§ **The exercise**: With the images removed, repeat the data below exactly.

※

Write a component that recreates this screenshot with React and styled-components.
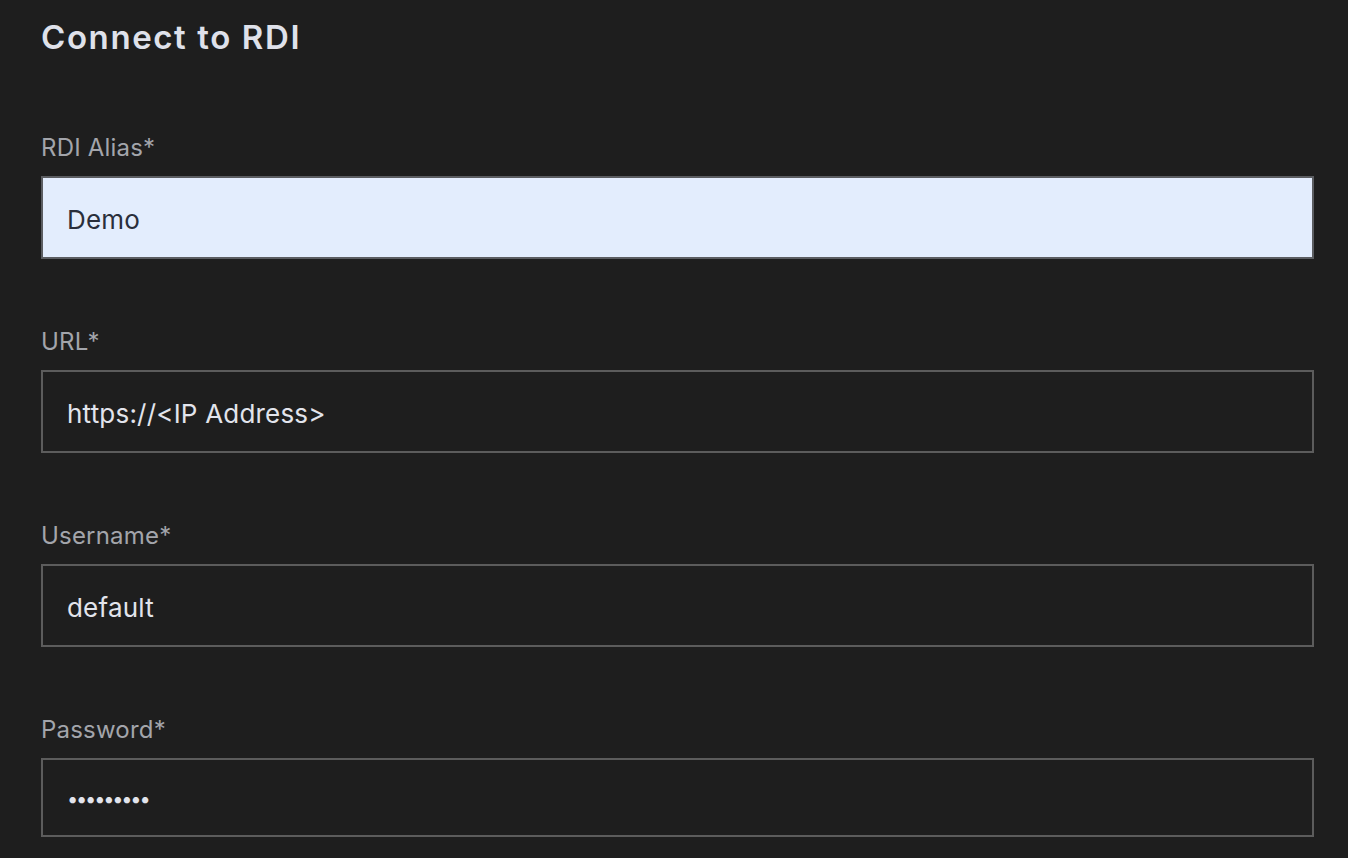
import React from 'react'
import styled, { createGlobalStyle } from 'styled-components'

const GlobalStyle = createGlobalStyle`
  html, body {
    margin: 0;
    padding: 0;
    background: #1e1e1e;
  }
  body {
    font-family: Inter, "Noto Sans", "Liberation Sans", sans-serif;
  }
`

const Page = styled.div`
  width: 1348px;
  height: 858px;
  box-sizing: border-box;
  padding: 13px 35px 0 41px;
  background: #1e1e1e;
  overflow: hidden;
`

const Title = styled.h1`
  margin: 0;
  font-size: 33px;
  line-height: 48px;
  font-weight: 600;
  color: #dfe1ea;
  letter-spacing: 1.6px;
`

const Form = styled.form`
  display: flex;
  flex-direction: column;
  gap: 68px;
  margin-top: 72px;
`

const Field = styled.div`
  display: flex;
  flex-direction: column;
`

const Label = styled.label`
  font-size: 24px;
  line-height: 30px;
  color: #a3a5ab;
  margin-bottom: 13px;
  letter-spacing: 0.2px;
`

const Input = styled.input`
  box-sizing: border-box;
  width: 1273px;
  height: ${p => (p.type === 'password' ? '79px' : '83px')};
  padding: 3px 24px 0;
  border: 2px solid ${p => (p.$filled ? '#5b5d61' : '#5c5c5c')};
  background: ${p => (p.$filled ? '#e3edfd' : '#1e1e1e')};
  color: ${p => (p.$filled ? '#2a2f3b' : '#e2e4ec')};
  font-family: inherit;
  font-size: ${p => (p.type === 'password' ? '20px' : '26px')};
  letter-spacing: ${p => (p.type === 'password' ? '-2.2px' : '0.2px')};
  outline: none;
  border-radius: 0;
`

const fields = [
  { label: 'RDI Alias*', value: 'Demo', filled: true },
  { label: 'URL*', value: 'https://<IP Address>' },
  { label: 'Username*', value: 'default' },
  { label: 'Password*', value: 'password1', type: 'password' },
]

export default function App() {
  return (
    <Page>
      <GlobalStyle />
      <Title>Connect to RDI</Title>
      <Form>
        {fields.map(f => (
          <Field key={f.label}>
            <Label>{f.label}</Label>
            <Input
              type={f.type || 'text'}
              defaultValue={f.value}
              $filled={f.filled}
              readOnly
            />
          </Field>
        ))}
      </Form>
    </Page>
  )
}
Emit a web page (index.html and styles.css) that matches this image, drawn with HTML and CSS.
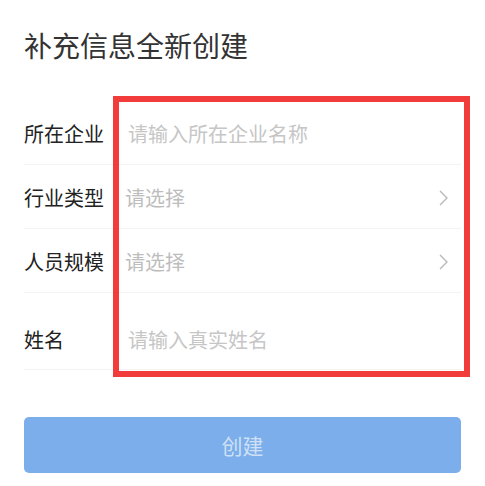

※

§ **Task response**:
Write a component that recreates this screenshot with React and styled-components.
import React from 'react'
import styled, { createGlobalStyle } from 'styled-components'

const GlobalStyle = createGlobalStyle`
  html, body {
    margin: 0;
    padding: 0;
    background: #1e1e1e;
  }
  body {
    font-family: Inter, "Noto Sans", "Liberation Sans", sans-serif;
  }
`

const Page = styled.div`
  width: 1348px;
  height: 858px;
  box-sizing: border-box;
  padding: 13px 35px 0 41px;
  background: #1e1e1e;
  overflow: hidden;
`

const Title = styled.h1`
  margin: 0;
  font-size: 33px;
  line-height: 48px;
  font-weight: 600;
  color: #dfe1ea;
  letter-spacing: 1.6px;
`

const Form = styled.form`
  display: flex;
  flex-direction: column;
  gap: 68px;
  margin-top: 72px;
`

const Field = styled.div`
  display: flex;
  flex-direction: column;
`

const Label = styled.label`
  font-size: 24px;
  line-height: 30px;
  color: #a3a5ab;
  margin-bottom: 13px;
  letter-spacing: 0.2px;
`

const Input = styled.input`
  box-sizing: border-box;
  width: 1273px;
  height: ${p => (p.type === 'password' ? '79px' : '83px')};
  padding: 3px 24px 0;
  border: 2px solid ${p => (p.$filled ? '#5b5d61' : '#5c5c5c')};
  background: ${p => (p.$filled ? '#e3edfd' : '#1e1e1e')};
  color: ${p => (p.$filled ? '#2a2f3b' : '#e2e4ec')};
  font-family: inherit;
  font-size: ${p => (p.type === 'password' ? '20px' : '26px')};
  letter-spacing: ${p => (p.type === 'password' ? '-2.2px' : '0.2px')};
  outline: none;
  border-radius: 0;
`

const fields = [
  { label: 'RDI Alias*', value: 'Demo', filled: true },
  { label: 'URL*', value: 'https://<IP Address>' },
  { label: 'Username*', value: 'default' },
  { label: 'Password*', value: 'password1', type: 'password' },
]

export default function App() {
  return (
    <Page>
      <GlobalStyle />
      <Title>Connect to RDI</Title>
      <Form>
        {fields.map(f => (
          <Field key={f.label}>
            <Label>{f.label}</Label>
            <Input
              type={f.type || 'text'}
              defaultValue={f.value}
              $filled={f.filled}
              readOnly
            />
          </Field>
        ))}
      </Form>
    </Page>
  )
}
Emit a web page (index.html and styles.css) that matches this image, drawn with HTML and CSS.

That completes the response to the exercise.